- _Aim_:
Report every line in the listing that contains the string "this".

===== Input data

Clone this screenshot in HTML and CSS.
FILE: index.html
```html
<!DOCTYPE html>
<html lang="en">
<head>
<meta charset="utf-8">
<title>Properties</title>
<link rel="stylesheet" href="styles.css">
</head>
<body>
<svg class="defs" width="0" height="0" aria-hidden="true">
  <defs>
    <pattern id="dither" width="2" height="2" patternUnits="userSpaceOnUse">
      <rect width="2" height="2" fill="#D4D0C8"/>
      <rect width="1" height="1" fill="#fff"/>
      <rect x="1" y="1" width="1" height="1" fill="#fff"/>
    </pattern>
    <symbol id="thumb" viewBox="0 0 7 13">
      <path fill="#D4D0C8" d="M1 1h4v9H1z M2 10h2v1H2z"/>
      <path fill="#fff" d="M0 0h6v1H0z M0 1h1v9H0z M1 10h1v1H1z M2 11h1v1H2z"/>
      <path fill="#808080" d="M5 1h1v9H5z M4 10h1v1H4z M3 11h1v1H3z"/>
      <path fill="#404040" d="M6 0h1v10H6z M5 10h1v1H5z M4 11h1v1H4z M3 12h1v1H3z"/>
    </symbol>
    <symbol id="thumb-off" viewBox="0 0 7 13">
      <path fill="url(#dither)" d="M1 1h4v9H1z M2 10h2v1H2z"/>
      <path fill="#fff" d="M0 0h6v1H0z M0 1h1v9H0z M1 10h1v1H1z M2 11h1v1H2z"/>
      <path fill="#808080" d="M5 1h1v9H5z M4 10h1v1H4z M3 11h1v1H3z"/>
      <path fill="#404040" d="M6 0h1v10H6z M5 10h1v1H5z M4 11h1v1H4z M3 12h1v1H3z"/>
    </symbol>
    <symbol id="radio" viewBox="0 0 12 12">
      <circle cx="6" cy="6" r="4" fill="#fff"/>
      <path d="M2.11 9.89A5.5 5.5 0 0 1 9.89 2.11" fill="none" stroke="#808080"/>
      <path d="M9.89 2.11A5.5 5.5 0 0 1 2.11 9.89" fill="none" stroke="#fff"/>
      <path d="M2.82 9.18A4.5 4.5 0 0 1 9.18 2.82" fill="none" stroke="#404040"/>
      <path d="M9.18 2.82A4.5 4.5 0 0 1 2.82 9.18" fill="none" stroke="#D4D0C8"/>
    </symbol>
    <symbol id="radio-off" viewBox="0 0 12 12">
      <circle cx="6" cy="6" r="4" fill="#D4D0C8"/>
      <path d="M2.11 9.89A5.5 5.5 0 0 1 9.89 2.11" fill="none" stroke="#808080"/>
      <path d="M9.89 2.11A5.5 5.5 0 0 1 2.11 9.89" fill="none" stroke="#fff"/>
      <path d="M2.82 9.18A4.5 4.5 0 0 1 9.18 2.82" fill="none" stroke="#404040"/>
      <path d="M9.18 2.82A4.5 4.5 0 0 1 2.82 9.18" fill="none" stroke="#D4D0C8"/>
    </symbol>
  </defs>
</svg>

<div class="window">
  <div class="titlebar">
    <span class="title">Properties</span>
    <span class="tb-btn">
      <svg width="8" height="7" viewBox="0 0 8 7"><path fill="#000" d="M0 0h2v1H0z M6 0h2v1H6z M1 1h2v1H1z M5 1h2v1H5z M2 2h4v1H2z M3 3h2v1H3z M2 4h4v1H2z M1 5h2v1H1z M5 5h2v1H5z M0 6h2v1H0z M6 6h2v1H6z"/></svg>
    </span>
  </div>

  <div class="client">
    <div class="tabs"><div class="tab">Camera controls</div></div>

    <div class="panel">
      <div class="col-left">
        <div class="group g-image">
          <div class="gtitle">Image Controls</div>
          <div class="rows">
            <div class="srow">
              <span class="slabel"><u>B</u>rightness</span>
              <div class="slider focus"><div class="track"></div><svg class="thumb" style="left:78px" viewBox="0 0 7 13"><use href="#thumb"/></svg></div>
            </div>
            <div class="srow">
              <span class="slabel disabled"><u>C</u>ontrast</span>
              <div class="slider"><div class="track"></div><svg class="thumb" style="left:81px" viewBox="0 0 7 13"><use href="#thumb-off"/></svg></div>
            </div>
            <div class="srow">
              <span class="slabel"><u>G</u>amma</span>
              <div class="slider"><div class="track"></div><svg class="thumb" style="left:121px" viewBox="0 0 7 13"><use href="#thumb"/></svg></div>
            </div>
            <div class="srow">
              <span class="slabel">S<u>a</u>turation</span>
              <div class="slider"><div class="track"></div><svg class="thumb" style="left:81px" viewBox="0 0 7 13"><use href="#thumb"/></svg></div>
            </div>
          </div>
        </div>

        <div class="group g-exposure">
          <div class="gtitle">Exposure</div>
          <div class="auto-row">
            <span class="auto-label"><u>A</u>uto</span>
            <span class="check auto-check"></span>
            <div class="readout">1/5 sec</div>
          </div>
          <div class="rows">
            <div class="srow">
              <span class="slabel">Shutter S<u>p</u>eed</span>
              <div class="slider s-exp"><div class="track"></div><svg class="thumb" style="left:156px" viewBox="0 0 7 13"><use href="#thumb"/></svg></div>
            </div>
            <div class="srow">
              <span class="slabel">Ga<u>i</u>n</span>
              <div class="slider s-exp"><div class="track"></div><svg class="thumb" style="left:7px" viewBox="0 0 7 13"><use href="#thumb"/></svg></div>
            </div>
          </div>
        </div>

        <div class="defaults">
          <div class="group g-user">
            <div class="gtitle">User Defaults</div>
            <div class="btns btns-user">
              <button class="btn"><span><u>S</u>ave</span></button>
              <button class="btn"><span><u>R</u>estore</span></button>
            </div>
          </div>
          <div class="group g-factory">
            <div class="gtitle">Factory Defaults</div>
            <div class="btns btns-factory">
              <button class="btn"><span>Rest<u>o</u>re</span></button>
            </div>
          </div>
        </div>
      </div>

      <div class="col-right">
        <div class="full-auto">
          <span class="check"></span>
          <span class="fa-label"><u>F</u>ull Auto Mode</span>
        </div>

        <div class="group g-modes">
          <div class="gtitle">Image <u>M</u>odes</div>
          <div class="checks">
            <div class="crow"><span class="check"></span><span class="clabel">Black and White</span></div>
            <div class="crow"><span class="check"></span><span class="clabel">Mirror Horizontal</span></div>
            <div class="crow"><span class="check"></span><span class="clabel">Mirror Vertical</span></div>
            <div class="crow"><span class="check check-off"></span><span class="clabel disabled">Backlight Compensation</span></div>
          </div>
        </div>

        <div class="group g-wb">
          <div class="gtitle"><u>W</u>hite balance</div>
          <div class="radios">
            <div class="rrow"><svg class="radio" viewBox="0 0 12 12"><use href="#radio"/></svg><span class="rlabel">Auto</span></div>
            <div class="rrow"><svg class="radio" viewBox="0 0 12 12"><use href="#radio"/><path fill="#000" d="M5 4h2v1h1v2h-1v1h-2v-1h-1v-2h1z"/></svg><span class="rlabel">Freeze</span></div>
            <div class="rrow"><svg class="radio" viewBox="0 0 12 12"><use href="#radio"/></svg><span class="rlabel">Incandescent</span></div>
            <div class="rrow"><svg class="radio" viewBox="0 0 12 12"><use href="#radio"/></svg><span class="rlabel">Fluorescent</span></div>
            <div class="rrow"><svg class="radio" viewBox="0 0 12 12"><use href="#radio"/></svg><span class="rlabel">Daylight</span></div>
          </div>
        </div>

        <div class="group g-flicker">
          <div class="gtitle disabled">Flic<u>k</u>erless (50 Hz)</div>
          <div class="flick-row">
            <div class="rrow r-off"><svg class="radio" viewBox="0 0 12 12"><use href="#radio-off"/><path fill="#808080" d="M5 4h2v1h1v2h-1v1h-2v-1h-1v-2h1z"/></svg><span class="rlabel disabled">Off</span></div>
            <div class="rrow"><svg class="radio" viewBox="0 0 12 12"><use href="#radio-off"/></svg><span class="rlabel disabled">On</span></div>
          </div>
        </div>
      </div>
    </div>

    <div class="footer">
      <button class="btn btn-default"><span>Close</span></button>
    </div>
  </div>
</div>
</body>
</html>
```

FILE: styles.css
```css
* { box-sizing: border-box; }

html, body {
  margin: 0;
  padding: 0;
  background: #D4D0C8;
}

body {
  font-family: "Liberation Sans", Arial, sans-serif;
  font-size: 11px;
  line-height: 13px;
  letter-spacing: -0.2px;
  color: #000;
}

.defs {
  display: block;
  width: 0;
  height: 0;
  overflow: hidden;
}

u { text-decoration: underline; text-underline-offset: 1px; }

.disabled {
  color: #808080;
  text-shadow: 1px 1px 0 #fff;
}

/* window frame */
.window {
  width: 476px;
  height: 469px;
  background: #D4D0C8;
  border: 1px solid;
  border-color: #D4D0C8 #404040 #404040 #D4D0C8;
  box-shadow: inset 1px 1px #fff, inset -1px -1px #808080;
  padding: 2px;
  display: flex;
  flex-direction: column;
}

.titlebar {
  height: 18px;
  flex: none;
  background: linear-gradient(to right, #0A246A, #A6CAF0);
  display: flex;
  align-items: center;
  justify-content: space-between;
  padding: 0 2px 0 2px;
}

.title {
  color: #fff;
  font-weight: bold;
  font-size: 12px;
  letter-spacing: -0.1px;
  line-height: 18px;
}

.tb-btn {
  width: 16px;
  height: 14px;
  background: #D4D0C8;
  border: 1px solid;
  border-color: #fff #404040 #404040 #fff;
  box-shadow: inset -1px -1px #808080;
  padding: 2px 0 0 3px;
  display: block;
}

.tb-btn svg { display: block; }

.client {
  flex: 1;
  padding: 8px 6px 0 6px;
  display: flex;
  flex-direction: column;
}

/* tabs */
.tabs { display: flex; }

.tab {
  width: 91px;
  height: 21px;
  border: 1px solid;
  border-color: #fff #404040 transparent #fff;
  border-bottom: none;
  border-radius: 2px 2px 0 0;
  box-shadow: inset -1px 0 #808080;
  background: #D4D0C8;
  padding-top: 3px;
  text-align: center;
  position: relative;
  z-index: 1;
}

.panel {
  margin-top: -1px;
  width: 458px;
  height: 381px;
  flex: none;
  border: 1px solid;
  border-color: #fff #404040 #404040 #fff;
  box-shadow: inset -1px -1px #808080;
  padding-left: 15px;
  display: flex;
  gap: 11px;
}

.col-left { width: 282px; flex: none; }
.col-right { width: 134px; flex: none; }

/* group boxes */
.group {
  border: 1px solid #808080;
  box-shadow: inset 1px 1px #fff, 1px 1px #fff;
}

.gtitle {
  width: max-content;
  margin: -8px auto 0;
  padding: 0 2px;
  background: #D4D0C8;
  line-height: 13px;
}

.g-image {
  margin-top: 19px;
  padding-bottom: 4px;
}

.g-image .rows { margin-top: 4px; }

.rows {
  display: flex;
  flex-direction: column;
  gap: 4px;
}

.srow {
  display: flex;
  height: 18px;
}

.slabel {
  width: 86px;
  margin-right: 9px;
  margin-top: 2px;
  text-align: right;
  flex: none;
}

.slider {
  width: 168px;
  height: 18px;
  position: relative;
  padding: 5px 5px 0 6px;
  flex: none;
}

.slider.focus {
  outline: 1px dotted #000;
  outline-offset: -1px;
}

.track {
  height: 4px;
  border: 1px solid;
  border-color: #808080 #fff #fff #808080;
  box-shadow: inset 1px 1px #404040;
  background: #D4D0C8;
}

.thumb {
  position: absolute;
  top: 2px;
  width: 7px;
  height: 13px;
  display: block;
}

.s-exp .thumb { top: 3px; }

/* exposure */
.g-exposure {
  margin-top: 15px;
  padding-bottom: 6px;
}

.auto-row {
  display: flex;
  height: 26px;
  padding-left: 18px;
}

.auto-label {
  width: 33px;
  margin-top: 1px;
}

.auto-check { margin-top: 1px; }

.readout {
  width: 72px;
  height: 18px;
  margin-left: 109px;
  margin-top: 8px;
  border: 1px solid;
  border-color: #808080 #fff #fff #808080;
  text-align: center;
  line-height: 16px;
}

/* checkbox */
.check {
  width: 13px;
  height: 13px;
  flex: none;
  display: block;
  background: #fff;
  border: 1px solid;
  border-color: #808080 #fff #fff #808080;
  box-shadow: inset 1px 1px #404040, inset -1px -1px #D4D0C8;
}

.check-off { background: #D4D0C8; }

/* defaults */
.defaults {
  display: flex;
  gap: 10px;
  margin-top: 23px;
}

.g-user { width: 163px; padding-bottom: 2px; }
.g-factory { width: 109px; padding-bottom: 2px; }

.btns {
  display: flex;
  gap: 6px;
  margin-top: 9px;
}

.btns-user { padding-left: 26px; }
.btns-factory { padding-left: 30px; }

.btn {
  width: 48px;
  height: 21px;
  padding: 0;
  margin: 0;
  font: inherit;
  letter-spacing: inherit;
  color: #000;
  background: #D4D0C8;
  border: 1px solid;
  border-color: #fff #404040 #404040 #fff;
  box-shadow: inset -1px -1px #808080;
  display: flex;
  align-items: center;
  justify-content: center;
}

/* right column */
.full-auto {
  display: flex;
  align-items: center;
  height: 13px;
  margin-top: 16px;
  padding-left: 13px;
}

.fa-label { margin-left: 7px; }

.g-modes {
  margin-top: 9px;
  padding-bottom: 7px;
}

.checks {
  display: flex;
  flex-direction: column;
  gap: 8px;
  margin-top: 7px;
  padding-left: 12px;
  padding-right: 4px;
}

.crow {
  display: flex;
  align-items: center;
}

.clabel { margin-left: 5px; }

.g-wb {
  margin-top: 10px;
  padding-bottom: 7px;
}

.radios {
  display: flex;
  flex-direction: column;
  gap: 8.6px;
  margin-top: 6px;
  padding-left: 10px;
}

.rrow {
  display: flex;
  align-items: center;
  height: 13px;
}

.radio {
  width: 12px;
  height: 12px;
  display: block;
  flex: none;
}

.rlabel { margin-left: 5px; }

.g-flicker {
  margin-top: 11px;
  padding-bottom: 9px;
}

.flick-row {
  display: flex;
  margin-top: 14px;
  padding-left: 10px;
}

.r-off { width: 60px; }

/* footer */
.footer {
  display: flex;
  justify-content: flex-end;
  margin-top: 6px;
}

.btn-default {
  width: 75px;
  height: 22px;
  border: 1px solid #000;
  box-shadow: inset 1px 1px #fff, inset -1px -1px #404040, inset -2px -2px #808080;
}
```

==========
===== Input data

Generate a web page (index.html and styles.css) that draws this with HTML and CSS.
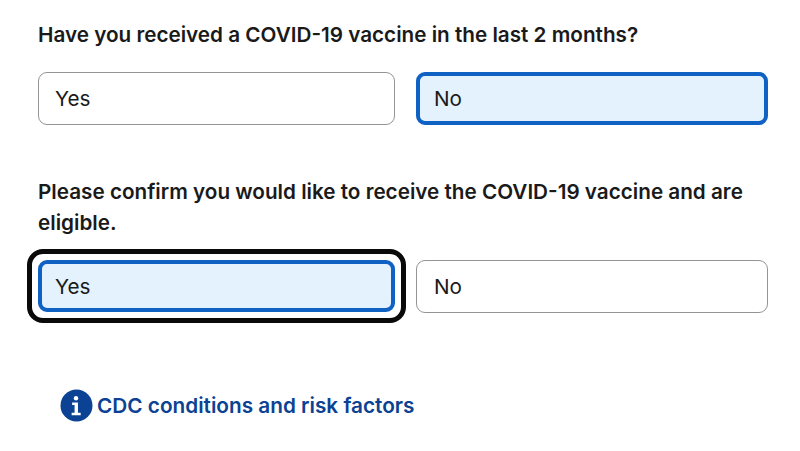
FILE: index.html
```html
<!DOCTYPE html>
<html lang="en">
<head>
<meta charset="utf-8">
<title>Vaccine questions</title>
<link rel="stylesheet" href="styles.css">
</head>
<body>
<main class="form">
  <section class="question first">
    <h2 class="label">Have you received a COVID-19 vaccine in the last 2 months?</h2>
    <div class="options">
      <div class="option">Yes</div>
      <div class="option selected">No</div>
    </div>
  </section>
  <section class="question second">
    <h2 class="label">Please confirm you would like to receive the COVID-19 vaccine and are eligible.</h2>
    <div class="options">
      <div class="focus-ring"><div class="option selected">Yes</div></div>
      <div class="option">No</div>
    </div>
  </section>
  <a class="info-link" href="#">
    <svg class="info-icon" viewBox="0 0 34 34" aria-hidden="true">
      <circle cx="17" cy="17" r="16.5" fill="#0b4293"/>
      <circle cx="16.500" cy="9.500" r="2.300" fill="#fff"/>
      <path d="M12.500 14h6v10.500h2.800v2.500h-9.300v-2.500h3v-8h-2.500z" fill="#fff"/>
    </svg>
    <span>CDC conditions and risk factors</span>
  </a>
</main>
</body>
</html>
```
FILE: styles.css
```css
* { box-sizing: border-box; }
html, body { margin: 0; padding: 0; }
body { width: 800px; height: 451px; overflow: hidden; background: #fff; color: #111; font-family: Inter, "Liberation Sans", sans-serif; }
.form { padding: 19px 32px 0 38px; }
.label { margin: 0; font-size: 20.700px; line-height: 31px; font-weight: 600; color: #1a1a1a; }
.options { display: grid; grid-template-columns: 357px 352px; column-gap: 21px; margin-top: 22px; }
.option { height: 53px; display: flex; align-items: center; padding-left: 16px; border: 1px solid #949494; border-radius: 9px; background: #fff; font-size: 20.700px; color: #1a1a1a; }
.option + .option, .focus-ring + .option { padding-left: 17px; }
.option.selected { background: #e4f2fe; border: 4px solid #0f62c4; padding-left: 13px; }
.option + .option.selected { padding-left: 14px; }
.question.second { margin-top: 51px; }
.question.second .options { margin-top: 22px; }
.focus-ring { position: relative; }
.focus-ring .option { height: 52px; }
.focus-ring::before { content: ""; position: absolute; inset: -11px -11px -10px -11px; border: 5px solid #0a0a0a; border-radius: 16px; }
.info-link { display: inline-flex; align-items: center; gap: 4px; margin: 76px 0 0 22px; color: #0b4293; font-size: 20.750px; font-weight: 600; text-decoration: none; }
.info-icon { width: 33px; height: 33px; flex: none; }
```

==========

- _Finished exercise_:
Clone this screenshot in HTML and CSS.
Generate a web page (index.html and styles.css) that draws this with HTML and CSS.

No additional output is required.